There is one theory, though, that I think leads us astray in our day. Bear with me just a minute while I explain. In medieval times, when feudal lords had the final word in their fiefdoms, the way to reconcile a law-breaker with the community was for the law-breaker to satisfy the honor of the local lord by paying him back for the transgression, plus some. Using this feudal image, a twelfth-century theologian named Anselm developed a story of how we are saved. Because we mess up and break God’s law, Anselm explained, we owe God big time. We have to pay God back. God can’t just forgive us, because that’s humiliating to the honor of an all-powerful Lord. Too much free mercy would make God look wimpy. The problem for us is that we can’t pay God back ourselves, because we are just little human beings. In order for us to be reconciled with God, then, Jesus has to satisfy God’s honor by suffering a painful death on the cross for us.

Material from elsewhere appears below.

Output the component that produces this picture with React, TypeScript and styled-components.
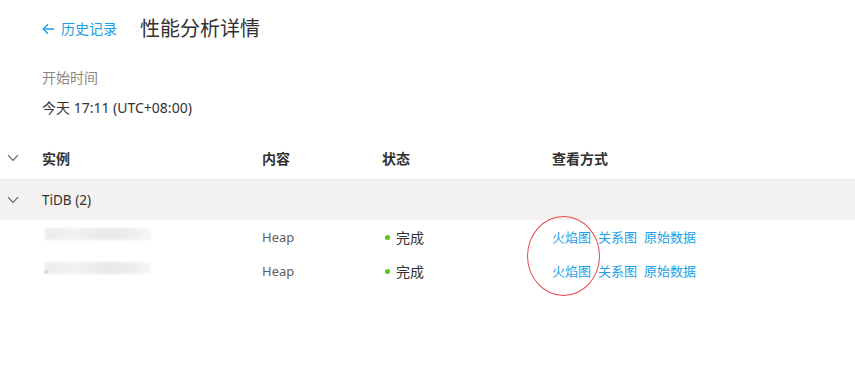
import React from "react";
import styled, { createGlobalStyle } from "styled-components";

const GlobalStyle = createGlobalStyle`
  html, body {
    margin: 0;
    padding: 0;
    background: #fff;
  }
  body {
    font-family: "Noto Sans", "Noto Sans CJK SC", sans-serif;
    color: #323130;
  }
`;

const LINK = "#1a9fe8";

const Page = styled.div`
  position: relative;
  width: 855px;
  height: 384px;
  overflow: hidden;
`;

const Head = styled.div`
  display: flex;
  align-items: center;
  gap: 23px;
  padding: 14px 0 0 42px;
  height: 30px;
`;

const BackLink = styled.a`
  display: flex;
  align-items: center;
  gap: 6px;
  color: ${LINK};
  font-size: 14px;
  line-height: 20px;
  text-decoration: none;
`;

const Title = styled.h1`
  margin: 0;
  font-size: 20px;
  font-weight: 400;
  line-height: 28px;
  color: #323130;
`;

const Meta = styled.div`
  padding: 24px 0 19px 42px;
  display: flex;
  flex-direction: column;
  gap: 10px;
`;

const MetaLabel = styled.div`
  font-size: 14px;
  line-height: 20px;
  color: #8a8886;
`;

const MetaValue = styled.div`
  font-size: 14px;
  line-height: 20px;
  color: #323130;
`;

const Row = styled.div<{ $kind: "header" | "group" | "item" }>`
  display: grid;
  grid-template-columns: 42px 220px 120px 170px 1fr;
  align-items: center;
  font-size: 13px;
  height: ${(p) => (p.$kind === "item" ? 34 : p.$kind === "group" ? 40 : 43)}px;
  background: ${(p) => (p.$kind === "group" ? "#f3f2f1" : "#fff")};
  border-bottom: ${(p) => (p.$kind === "header" ? "1px solid #edebe9" : "none")};
  box-sizing: border-box;
`;

const ChevronCell = styled.div`
  display: flex;
  justify-content: center;
  padding-right: 16px;
`;

const HeaderCell = styled.div`
  font-size: 14px;
  font-weight: 600;
  color: #323130;
  padding-bottom: 1px;
`;

const GroupTitle = styled.div`
  grid-column: 2 / span 4;
  font-size: 13.5px;
  font-weight: 400;
  color: #323130;
`;

const Muted = styled.div`
  color: #605e5c;
`;

const Status = styled.div`
  display: flex;
  align-items: center;
  gap: 6px;
  padding-left: 3px;
  font-size: 14px;
  color: #323130;
`;

const Dot = styled.span`
  width: 5px;
  height: 5px;
  border-radius: 50%;
  background: #52c41a;
`;

const Links = styled.div`
  display: flex;
  gap: 7px;
  margin-top: -2px;
`;

const Action = styled.a`
  color: ${LINK};
  text-decoration: none;
  cursor: pointer;
`;

const Blurred = styled.div<{ $dot?: boolean }>`
  position: relative;
  width: 106px;
  height: 12px;
  margin: 0 0 6px 3px;
  background: linear-gradient(
    90deg,
    #ececec 0%,
    #f2f2f2 30%,
    #e8e8e8 60%,
    #eeeeee 85%,
    #f7f7f7 100%
  );
  filter: blur(1px);
  &::before {
    content: "";
    display: ${(p) => (p.$dot ? "block" : "none")};
    position: absolute;
    left: 0;
    bottom: 1px;
    width: 2px;
    height: 2px;
    background: #999;
  }
`;

const Annotation = styled.div`
  position: absolute;
  left: 527px;
  top: 216px;
  width: 71px;
  height: 78px;
  border: 1px solid #e8454a;
  border-radius: 50%;
  pointer-events: none;
`;

const Chevron = () => (
  <svg width="12" height="8" viewBox="0 0 12 8">
    <path d="M1 1.2 L6 6.4 L11 1.2" fill="none" stroke="#605e5c" strokeWidth="1.1" />
  </svg>
);

const BackArrow = () => (
  <svg width="13" height="12" viewBox="0 0 13 12">
    <path d="M12 6 H1.5 M6 1.2 L1.2 6 L6 10.8" fill="none" stroke={LINK} strokeWidth="1.3" />
  </svg>
);

const items = [{ dot: false }, { dot: true }];

export default function App() {
  return (
    <Page>
      <GlobalStyle />
      <Head>
        <BackLink href="#">
          <BackArrow />
          历史记录
        </BackLink>
        <Title>性能分析详情</Title>
      </Head>
      <Meta>
        <MetaLabel>开始时间</MetaLabel>
        <MetaValue>今天 17:11 (UTC+08:00)</MetaValue>
      </Meta>
      <div>
        <Row $kind="header">
          <ChevronCell>
            <Chevron />
          </ChevronCell>
          <HeaderCell>实例</HeaderCell>
          <HeaderCell>内容</HeaderCell>
          <HeaderCell>状态</HeaderCell>
          <HeaderCell>查看方式</HeaderCell>
        </Row>
        <Row $kind="group">
          <ChevronCell>
            <Chevron />
          </ChevronCell>
          <GroupTitle>TiDB (2)</GroupTitle>
        </Row>
        {items.map((it, i) => (
          <Row $kind="item" key={i}>
            <div />
            <Blurred $dot={it.dot} />
            <Muted>Heap</Muted>
            <Status>
              <Dot />
              完成
            </Status>
            <Links>
              <Action>火焰图</Action>
              <Action>关系图</Action>
              <Action>原始数据</Action>
            </Links>
          </Row>
        ))}
      </div>
      <Annotation />
    </Page>
  );
}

Anselm’s medieval “satisfaction” language worked its way deep into our Christian psyches. You’ll hear echoes of it in our Eucharistic prayers, in our hymns, and in many of the praise songs that we have sung for years in many churches, including St. Ambrose: Jesus as a satisfaction for our sins; Jesus as a substitute, receiving the wrath of an angry Father God in our place. But this image has real problems. First of all, our God is above all a merciful God. Both the Old and New Testaments speak over and over again of God’s loving-kindness and mercy. If God wants to forgive, God can forgive us: no one needs to die to make our God a merciful God.[1] The people these days who reject a God who sends his own Son to die a painful death—they have a point. Secondly, when we say that Jesus saves us by dying painfully on the Cross in our stead, we are discounting the rest of Jesus’ ministry. What about the healings? What about his teachings, his way of love? Do those not matter? Do those not bring us healing and reconciliation, too? Finally, if Jesus dies only for human sins, what happens to the rest of creation? What about the sparrows and the lilies of the fields, so beloved of God?[2]

Instead, what if Jesus didn’t have to die on the cross for us to be saved? What if Jesus died on the cross because the religious and political leaders of his time wanted him gone. The power of Love was a threat to the power of Empire. What if the healing of creation comes instead from God uniting with God’s beloved creation in Jesus’ birth? What if our salvation is found in the whole movement of Jesus’ birth, life, death, and resurrection? That’s what St. Paul tells us in today’s Epistle. Paul describes salvation as an outpouring of God into the frail stuff of this world, an outpouring of longing, an outpouring of love. Theologians call it “kenosis,” or “self-emptying:” Almighty God, “taking the form of a slave.” God, willingly joining the suffering of our feeble flesh, even though we would crucify him for loving too much. By joining Godself to this fragile, mortal, and messed up creation, God can then lift all flesh up again when he rises, for death cannot hold God for long. It’s a continuing sweep of longing and lifting, of downward love and upward restoration. We see it in Jesus, and we are called to join it ourselves, again and again, participating in the Christ-shaped movement of God’s healing love.

I spent some time this week watching Bill Bigum take stones singed from the Marshall Fire and build our community cairn with them. Some of the stones were both blackened and cracked from the flames. When Bill picked them up, they often split in two, revealing that the insides of the rock were burned, as well. I thought of creation, cracked and damaged through and through, weakened, full of pain, full of grief. I could picture God, right there in these shattered stones, passing through the flames with them.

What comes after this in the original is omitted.